# Required work:
Any pictures should be left out; please print exactly the lines between the line with "Write the React" and the line with "import React from", inclusive.

Records with interface code
########
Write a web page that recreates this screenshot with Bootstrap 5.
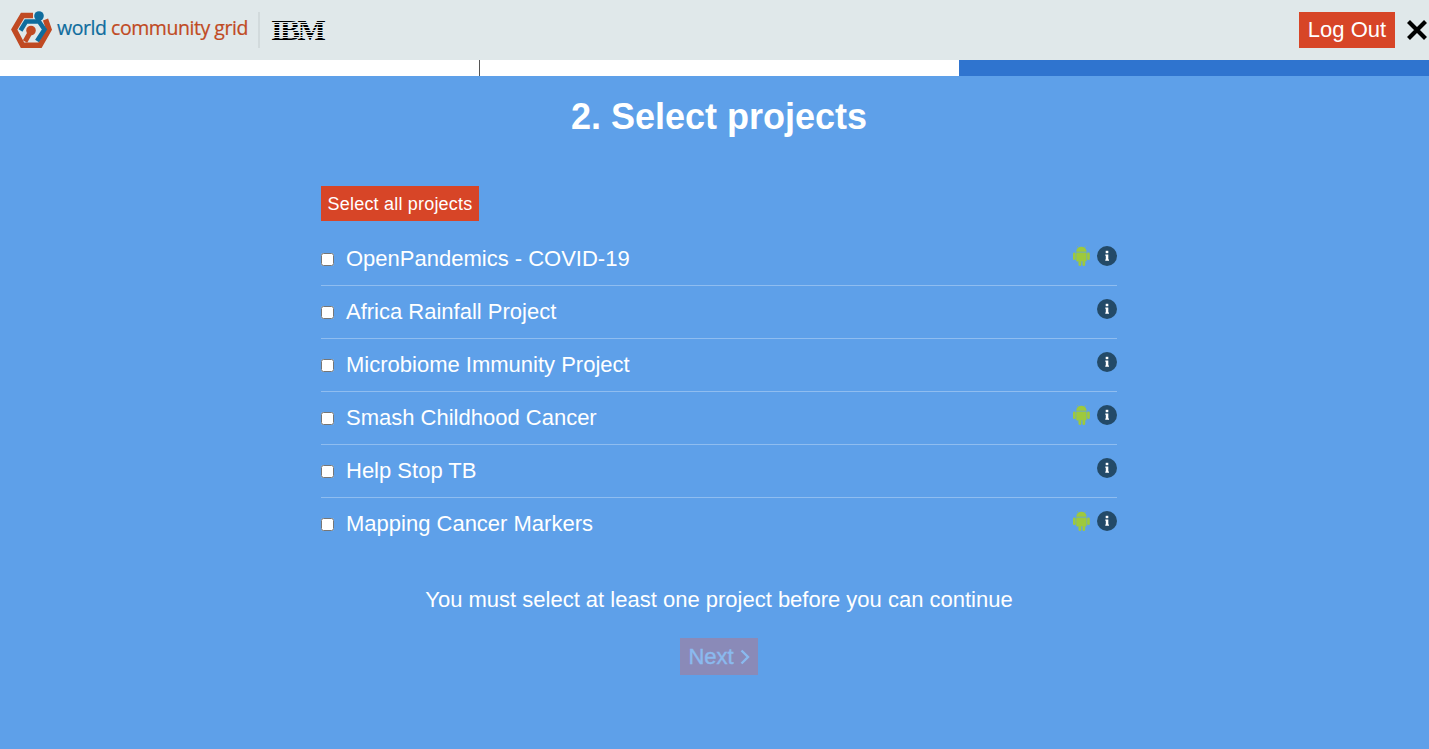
<!DOCTYPE html>
<html lang="en">
<head>
<meta charset="utf-8">
<title>Select projects</title>
<link href="https://cdn.jsdelivr.net/npm/bootstrap@5.3.0/dist/css/bootstrap.min.css" rel="stylesheet">
<style>
html,body{height:100%}
body{background:#5ea0e9;font-family:"Liberation Sans",Arial,sans-serif;color:#fff;overflow:hidden}
.top-strip{height:60px;background:#e0e8ea;padding:0 0 0 11px}
.brand-word{font-family:"Open Sans","Noto Sans",sans-serif;font-size:19.5px;line-height:1;margin:0 0 4px 4px;letter-spacing:-.45px;white-space:nowrap;color:#c04a23;-webkit-text-stroke:.2px}
.brand-word span{color:#0f6c9d}
.brand-rule{width:2px;height:36px;background:#d2dadc;margin:0 11px 0 10px}
.ibm-mark{position:relative;font-family:"Liberation Serif",serif;font-weight:700;font-size:30px;line-height:30px;height:30px;letter-spacing:-2.6px;color:#000;width:56px}
.ibm-mark::after{content:"";position:absolute;inset:0;background:repeating-linear-gradient(to bottom,transparent 0 1.6px,#e0e8ea 1.6px 2.6px)}
.logout-btn{background:#d74527;color:#fff;border:0;border-radius:0;font-size:22px;line-height:36px;height:36px;width:96px;padding:0}
.logout-btn:hover{background:#d74527;color:#fff}
.close-x{width:24px;height:60px;background:transparent;border:0;padding:0;margin-left:10px}
.steps{height:16px;background:#fff}
.steps .step-one{width:479.5px;border-right:1px solid #555}
.steps .step-two{width:479.5px}
.steps .step-three{flex:1;background:#2f74cf}
.main-col{padding-left:9px}
.page-title{font-size:36px;font-weight:700;line-height:41px;margin:20px 0 49px;text-align:center}
.inner{width:796px;margin:0 auto}
.all-btn{background:#d74527;color:#fff;border:0;border-radius:0;font-size:18px;letter-spacing:.2px;line-height:35px;height:35px;width:158px;padding:1px 0 0;display:block}
.all-btn:hover{background:#d74527;color:#fff}
.proj-list{margin-top:12px}
.proj-row{height:53px;border-bottom:1px solid #8fbdf0;padding-bottom:2px}
.proj-row:last-child{border-bottom-color:transparent}
.proj-row input{width:13px;height:13px;margin:2px 12px 0 0;flex:none}
.proj-row label{font-size:22px;line-height:25px}
.proj-icons{margin-top:-5px;gap:7px}
.note{font-size:22px;line-height:25px;margin:36px 0 26px;text-align:center}
.next-btn,.next-btn:disabled{display:block;margin:0 auto;width:78px;height:37px;background:#8a8ab8;color:#8abaef;border:0;border-radius:0;font-size:22px;line-height:37px;padding:0;opacity:1;-webkit-text-stroke:.4px #8abaef}
.chev-gap{margin-left:6px}
</style>
</head>
<body>
<header class="top-strip d-flex align-items-center">
  <svg width="42" height="40" viewBox="0 0 42 40" aria-hidden="true">
    <path d="M22 5.500H11.500L3.200 19.500L11.500 35.300H29L38 19.500L34.500 9.500" fill="none" stroke="#c04a23" stroke-width="5.500"/>
    <path d="M9.500 20.500L15 11.500H28L33.500 19.500L26 31" fill="none" stroke="#0f6c9d" stroke-width="4.500"/>
    <circle cx="28" cy="6" r="4.800" fill="#0f6c9d"/>
    <path d="M20 21L14 31.500" fill="none" stroke="#c04a23" stroke-width="5"/>
    <circle cx="20" cy="20.500" r="4.800" fill="#c04a23"/>
  </svg>
  <div class="brand-word"><span>world</span> community grid</div>
  <div class="brand-rule"></div>
  <div class="ibm-mark">IBM</div>
  <div class="ms-auto d-flex align-items-center">
    <button class="btn logout-btn">Log Out</button>
    <button class="close-x d-flex align-items-center justify-content-center" aria-label="Close">
      <svg width="22" height="22" viewBox="0 0 22 22" aria-hidden="true"><path d="M2.500 2.500L19.500 19.500M19.500 2.500L2.500 19.500" stroke="#000" stroke-width="4.200"/></svg>
    </button>
  </div>
</header>
<div class="steps d-flex">
  <div class="step-one"></div>
  <div class="step-two"></div>
  <div class="step-three"></div>
</div>
<main class="main-col">
  <h1 class="page-title">2. Select projects</h1>
  <div class="inner">
    <button class="btn all-btn">Select all projects</button>
    <div class="proj-list" id="projects"></div>
    <p class="note">You must select at least one project before you can continue</p>
    <button class="btn next-btn d-flex align-items-center justify-content-center" disabled>Next
      <svg class="chev-gap" width="10" height="16" viewBox="0 0 10 16" aria-hidden="true"><path d="M1.500 1.500L8 8L1.500 14.500" fill="none" stroke="#8abaef" stroke-width="2.400"/></svg>
    </button>
  </div>
</main>
<script>
var android='<svg width="17" height="20" viewBox="0 0 17 20" aria-hidden="true"><g fill="#9ec93c"><path d="M3.200 5.800A5.200 5 0 0 1 13.600 5.800Z"/><path d="M5 1.500L4.400 .3M11.800 1.500L12.400 .3" stroke="#9ec93c" stroke-width=".7"/><path d="M3.200 6.400H13.600V14.600A1 1 0 0 1 12.600 15.600H4.200A1 1 0 0 1 3.200 14.600Z"/><rect x="0" y="6.600" width="2.700" height="7.500" rx="1.300"/><rect x="14.100" y="6.600" width="2.700" height="7.500" rx="1.300"/><rect x="5.500" y="15" width="2.700" height="5" rx="1.300"/><rect x="9.500" y="15" width="2.700" height="5" rx="1.300"/></g></svg>';
var info='<svg width="20" height="20" viewBox="0 0 20 20" aria-hidden="true"><circle cx="10" cy="10" r="10" fill="#234a68"/><rect x="8.700" y="4.800" width="2.600" height="2.400" fill="#fff"/><path d="M8.300 8.400H11.300V13.400H12V14.800H8.300V13.400H8.800V9.800H8.300Z" fill="#fff"/></svg>';
var rows=[["OpenPandemics - COVID-19",1],["Africa Rainfall Project",0],["Microbiome Immunity Project",0],["Smash Childhood Cancer",1],["Help Stop TB",0],["Mapping Cancer Markers",1]];
document.getElementById('projects').innerHTML=rows.map(function(r,i){
  return '<div class="proj-row d-flex align-items-center"><input type="checkbox" id="p'+i+'"><label for="p'+i+'">'+r[0]+'</label><div class="proj-icons ms-auto d-flex align-items-center">'+(r[1]?android:'')+info+'</div></div>';
}).join('');
</script>
</body>
</html>
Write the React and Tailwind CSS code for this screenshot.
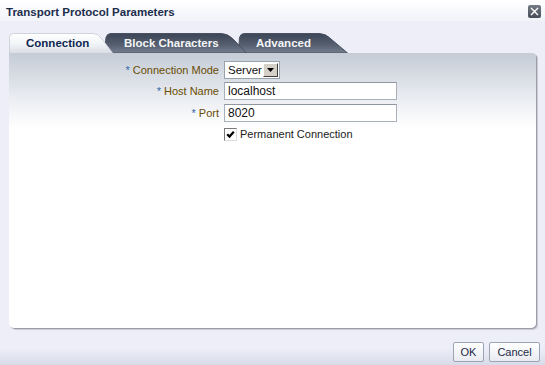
import React from "react";

function Tab({ width, path, dark, label, textLeft, z, ml }) {
  return (
    <div className={`relative h-[20px] ${z} ${ml}`} style={{ width }}>
      <svg className="absolute inset-0" width={width} height="20" viewBox={`0 0 ${width} 20`}>
        <defs>
          <linearGradient id="gLight" x1="0" y1="0" x2="0" y2="1">
            <stop offset="0" stopColor="#ffffff" />
            <stop offset="0.5" stopColor="#f3f5f8" />
            <stop offset="1" stopColor="#d9dee5" />
          </linearGradient>
          <linearGradient id="gDark" x1="0" y1="0" x2="0" y2="1">
            <stop offset="0" stopColor="#3c4555" />
            <stop offset="0.6" stopColor="#566071" />
            <stop offset="1" stopColor="#767e8e" />
          </linearGradient>
        </defs>
        <path d={path} fill={dark ? "url(#gDark)" : "url(#gLight)"} stroke={dark ? "#4a5262" : "#cfd3dc"} strokeWidth="1" />
      </svg>
      <span
        className={`absolute top-[3px] text-[11.5px] font-bold leading-[14px] ${dark ? "text-[#f4f5f8]" : "text-[#0e2650]"}`}
        style={{ left: textLeft }}
      >
        {label}
      </span>
    </div>
  );
}

function Label({ children }) {
  return (
    <div className="w-[210px] text-right text-[11px] leading-[18px] text-[#6a4c03]">
      <span className="text-[#3466a5]">*</span> {children}
    </div>
  );
}

export default function App() {
  return (
    <div
      className="relative flex h-[365px] w-[545px] flex-col overflow-hidden bg-[linear-gradient(to_bottom,#eeeef8_0px,#eeeef8_348px,#d8dbe8_365px)]"
      style={{ fontFamily: '"Liberation Sans", Arial, sans-serif' }}
    >
      {/* Title bar */}
      <div className="flex h-[21px] items-center justify-between bg-[linear-gradient(to_bottom,#ffffff,#f1f3fa)] pl-[6px] pr-[4px]">
        <span className="pt-[4px] text-[11.5px] font-bold text-[#1c2d4d]">Transport Protocol Parameters</span>
        <div className="mt-[1px] flex h-[13px] w-[13px] items-center justify-center rounded-[2px] bg-[linear-gradient(to_bottom,#767c86,#474d58)]">
          <svg width="9" height="9" viewBox="0 0 9 9">
            <path d="M1 1 L8 8 M8 1 L1 8" stroke="#ffffff" strokeWidth="1.4" />
          </svg>
        </div>
      </div>

      {/* Tabs */}
      <div className="ml-[9px] mt-[12px] flex">
        <Tab
          width={104}
          z="z-30"
          ml=""
          label="Connection"
          textLeft={17}
          path="M0.5 20 V4.5 Q0.5 0.5 4.5 0.5 H84 Q89 0.5 93 6 L103.5 20"
        />
        <Tab
          width={143}
          z="z-20"
          ml="-ml-[9px]"
          dark
          label="Block Characters"
          textLeft={20}
          path="M0.5 20 L2 4.5 Q3 0.5 7 0.5 H117 Q124 0.5 129 6 L142.5 20 Z"
        />
        <Tab
          width={110}
          z="z-10"
          ml="-ml-[9px]"
          dark
          label="Advanced"
          textLeft={18}
          path="M0.5 20 L1.5 4.5 Q2.5 0.5 6.5 0.5 H81 Q88 0.5 93 6 L109.5 20 Z"
        />
      </div>

      {/* Panel */}
      <div className="relative z-40 ml-[9px] h-[275px] w-[527px] rounded-tr-[4px] rounded-b-[5px] bg-[linear-gradient(to_bottom,#c5ccd6_0px,#d9dee5_25px,#eef0f4_50px,#ffffff_75px)] shadow-[1px_1px_0_#9a9da8,2px_2px_1px_#c8cad4]">
        <div className="flex flex-col pt-[8px]">
          <div className="flex h-[18px] items-center gap-[5px]">
            <Label>Connection Mode</Label>
            <div className="flex h-[18px] w-[56px] items-center justify-between border border-[#9aa2ad] bg-white pl-[3px] pr-[1px]">
              <span className="text-[11.5px] leading-[16px] text-[#111]">Server</span>
              <div className="flex h-[14px] w-[15px] items-center justify-center border border-b-[#404040] border-l-white border-r-[#404040] border-t-white bg-[#d4d0c8]">
                <svg width="7" height="4" viewBox="0 0 7 4">
                  <path d="M0 0 H7 L3.5 4 Z" fill="#000" />
                </svg>
              </div>
            </div>
          </div>
          <div className="mt-[3px] flex h-[18px] items-center gap-[5px]">
            <Label>Host Name</Label>
            <div className="flex h-[18px] w-[173px] items-center border border-[#a9b0ba] border-t-[#8f97a3] bg-white pl-[3px] text-[12px] text-[#111]">
              localhost
            </div>
          </div>
          <div className="mt-[4px] flex h-[18px] items-center gap-[5px]">
            <Label>Port</Label>
            <div className="flex h-[18px] w-[173px] items-center border border-[#a9b0ba] border-t-[#8f97a3] bg-white pl-[3px] text-[12px] text-[#111]">
              8020
            </div>
          </div>
          <div className="ml-[215px] mt-[6px] flex h-[13px] items-center gap-[3px]">
            <div className="flex h-[13px] w-[13px] items-center justify-center border border-b-[#dcdcdc] border-l-[#7a7a7a] border-r-[#dcdcdc] border-t-[#7a7a7a] bg-white">
              <svg width="9" height="9" viewBox="0 0 9 9">
                <path d="M1.2 4.2 L3.5 6.6 L7.8 1.8" stroke="#000" strokeWidth="2.2" fill="none" />
              </svg>
            </div>
            <span className="text-[11px] leading-[13px] text-[#1a1a1a]">Permanent Connection</span>
          </div>
        </div>
      </div>

      {/* Footer buttons */}
      <div className="mt-[14px] flex justify-end gap-[5px] pr-[5px]">
        <button className="h-[20px] w-[31px] rounded-[2px] border border-[#9ca3b2] bg-[linear-gradient(to_bottom,#ffffff,#e9ebf2)] text-[11px] text-[#1c2a45]">
          OK
        </button>
        <button className="h-[20px] w-[51px] rounded-[2px] border border-[#9ca3b2] bg-[linear-gradient(to_bottom,#ffffff,#e9ebf2)] text-[11px] text-[#1c2a45]">
          Cancel
        </button>
      </div>
    </div>
  );
}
########
# Complete output:
Write the React and Tailwind CSS code for this screenshot.
import React from "react";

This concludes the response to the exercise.